On a far less consequential level, I am sure that Lin make more mistakes in identification than two US legislators I noticed: the fervid ROC-backer (the prototypical former Christian missionary in China) Walter Judd was a US representative (from Minneapolis), not a US Senator, and the word order in the name Washington State US Representative and then US Senator is obviously “Warren Magnuson,” not “Magnuson Warren.”
Overly credulous of Chiang Kai-Shek’s diary and preoccupied by political maneuvering in both (ROC and US) governments to pay any attention to the views of the people living on Taiwan, Lin has done considerable archival research and manages to illuminate the fault line and conflicts within both governments (with the UK foreign office frequently very suspcious of Chiang and determined to avert a war across the Taiwan straits.)
*Keelung Hong and I criticized the KMT apologia at length in a review reprinted in our book Looking Through Taiwan, published by the University of Nebraska Press.
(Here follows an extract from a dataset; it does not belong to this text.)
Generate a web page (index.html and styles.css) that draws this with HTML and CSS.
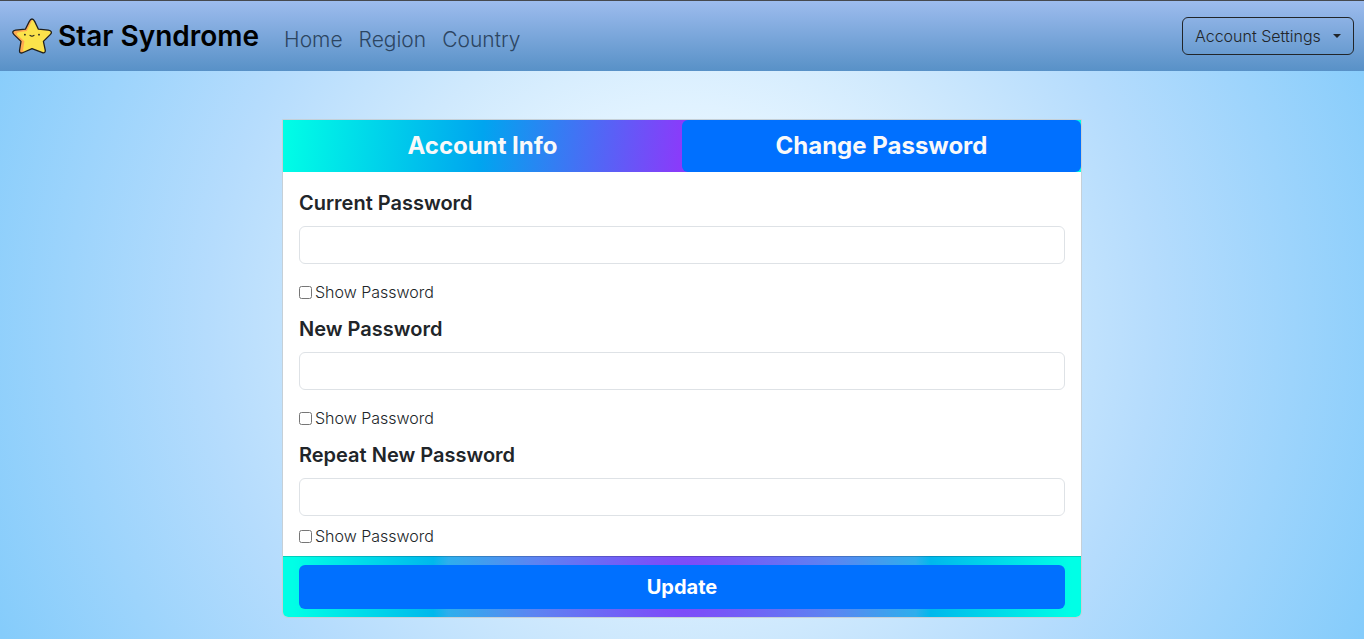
FILE: index.html
```html
<!DOCTYPE html>
<html lang="en">
<head>
<meta charset="utf-8">
<meta name="viewport" content="width=device-width, initial-scale=1">
<title>Star Syndrome</title>
<link rel="stylesheet" href="styles.css">
</head>
<body>
<header class="navbar">
  <a class="brand" href="#">
    <svg class="brand-star" viewBox="0 0 40 36" aria-hidden="true">
      <path d="M20 1c1.500 0 2 1 2.800 2.600l3.600 7.600 10 1c3 .4 4 2.200 1.800 4.400l-6.800 6.800 1.800 8.400c.5 2.800-1 3.700-3.400 2.500L20 30.600l-8.800 3.900c-2.600 1.200-4 .2-3.600-2.500l1.400-8.600-7-6.800c-2.200-2.200-1.400-4 1.600-4.400l9.800-1 3.800-7.600C18 2 18.500 1 20 1z" fill="#fbe34b"/>
      <path d="M20 1c-1.500 0-2 1-2.800 2.600l-3.800 7.600-9.800 1c-3 .4-3.800 2.200-1.600 4.400l7 6.800L7.600 32c-.4 2.700 1 3.700 3.600 2.500l.8-.4c-.8-.6-1-1.500-.8-3l1.200-7.800-6.800-6c-1.400-1.400-.6-2.600 1.200-3l8-1.200 4-8c.4-1 .8-2 1.400-2.800z" fill="#ffa951"/>
      <path d="M20 1c1.500 0 2 1 2.800 2.600l3.600 7.600 10 1c3 .4 4 2.200 1.800 4.400l-6.800 6.800 1.800 8.400c.5 2.800-1 3.700-3.400 2.500L20 30.600l-8.800 3.900c-2.600 1.200-4 .2-3.600-2.500l1.400-8.600-7-6.800c-2.200-2.200-1.400-4 1.600-4.400l9.800-1 3.800-7.600C18 2 18.500 1 20 1z" fill="none" stroke="#20201f" stroke-width="1.300" stroke-linejoin="round"/>
      <circle cx="12.900" cy="16.700" r="0.900" fill="#222"/><circle cx="27" cy="16.700" r="0.900" fill="#222"/>
      <path d="M18 17.300q2 1.700 4 0" fill="none" stroke="#222" stroke-width="1.100" stroke-linecap="round"/>
    </svg>
    <span>Star Syndrome</span>
  </a>
  <nav class="links">
    <a href="#">Home</a>
    <a href="#">Region</a>
    <a href="#">Country</a>
  </nav>
  <button class="settings" type="button">Account Settings<span class="caret"></span></button>
</header>
<main class="page">
  <form class="card">
    <div class="tabs">
      <button class="tab" type="button">Account Info</button>
      <button class="tab active" type="button">Change Password</button>
    </div>
    <div class="fields">
      <div class="field">
        <label class="label" for="current">Current Password</label>
        <input class="input" id="current" type="password">
        <div class="show"><input id="show-current" type="checkbox"><label for="show-current">Show Password</label></div>
      </div>
      <div class="field">
        <label class="label" for="new">New Password</label>
        <input class="input" id="new" type="password">
        <div class="show"><input id="show-new" type="checkbox"><label for="show-new">Show Password</label></div>
      </div>
      <div class="field compact">
        <label class="label" for="repeat">Repeat New Password</label>
        <input class="input" id="repeat" type="password">
        <div class="show"><input id="show-repeat" type="checkbox"><label for="show-repeat">Show Password</label></div>
      </div>
    </div>
    <div class="footer"><button class="update" type="submit">Update</button></div>
  </form>
</main>
</body>
</html>
```
FILE: styles.css
```css
* { box-sizing: border-box; }
body {
  margin: 0;
  min-height: 100vh;
  font-family: Inter, "Open Sans", sans-serif;
  font-size: 16px;
  font-weight: 300;
  line-height: 24px;
  color: #212529;
  background: radial-gradient(circle at center, #ffffff 0, #e0f2ff 215px, #cfe9fd 320px, #b5dcfd 475px, #85ccfb 750px);
}
a { color: inherit; text-decoration: none; }
button, input { font: inherit; }
.navbar {
  display: flex;
  align-items: center;
  padding: 13px 10px 13px 12px;
  border-top: 1px solid #46494f;
  background: linear-gradient(#9dbcee, #5891c7);
}
.brand {
  display: flex;
  align-items: center;
  gap: 6px;
  margin-right: 25px;
  font-size: 28px;
  font-weight: 600;
  line-height: 44px;
  color: #000;
}
.brand-star { width: 40px; height: 36px; }
.links {
  display: flex;
  gap: 16px;
  padding-top: 8px;
  font-size: 21px;
  line-height: 28px;
  color: #2c4562;
}
.settings {
  display: flex;
  align-items: center;
  justify-content: space-between;
  min-width: 172px;
  margin-left: auto;
  padding: 6px 12px;
  border: 1px solid #212529;
  border-radius: 6px;
  background: none;
  color: #212529;
}
.caret {
  border: 4px solid transparent;
  border-top-color: currentColor;
  border-bottom: 0;
}
.page { padding: 48px 16px 22px; }
.card {
  max-width: 800px;
  margin: 0 auto;
  overflow: hidden;
  border: 1px solid #c5d0d8;
  border-radius: 0 0 6px 6px;
  background: #fff;
  background-clip: padding-box;
}
.tabs {
  display: grid;
  grid-template-columns: 1fr 1fr;
  background: linear-gradient(95deg, #00ffe6, #00a5ef 25%, #8a3bfa 50%, #00a5ef 75%, #00ffe6);
}
.tab {
  padding: 8px 16px;
  border: 0;
  border-radius: 6px;
  background: none;
  color: #f8f9fa;
  font-size: 24px;
  font-weight: 700;
  line-height: 36px;
}
.tab.active { background: #0070ff; }
.fields { padding: 16px 16px 8px; }
.field { display: flex; flex-direction: column; padding-bottom: 10px; }
.label {
  margin-bottom: 8px;
  font-size: 20px;
  font-weight: 600;
  line-height: 30px;
}
.input {
  width: 100%;
  height: 38px;
  padding: 6px 12px;
  border: 1px solid #dee2e6;
  border-radius: 6px;
  background: #fff;
}
.show {
  display: flex;
  align-items: center;
  gap: 3px;
  margin-top: 16px;
}
.show input { width: 13px; height: 13px; margin: 0; }
.compact { padding-bottom: 0; }
.compact .show { margin-top: 8px; }
.footer {
  padding: 8px 16px;
  border-top: 1px solid rgba(0, 0, 0, 0.18);
  background: radial-gradient(circle at center, #8342fa 0, #5c84f2 150px, #2eaeed 235px, #00b8ec 250px, #00ffe6 390px);
}
.update {
  width: 100%;
  padding: 7px 16px;
  border: 0;
  border-radius: 6px;
  background: #0070ff;
  color: #fff;
  font-size: 20px;
  font-weight: 700;
  line-height: 30px;
}
```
Also see “Some American Witnesses of the KMT’s 1947 Reign of Terror on Taiwan, and the recent novels Green Island and 228 Legacy.
(There is also some material on maneuvering by Japan not to cede the colony it acquired China’s claims to (China had never pacified the interior of the island) to any state or international entity. Japan just renounced its claim to sovereignty of Taiwan in the 28 April 1952 San Francisco Peace Treaty.)
The book’s cover photo shows Chiang Kai-Shek shaking hands with US General William Chase, chief of the US Military Assistance Advisory Group in Taipei.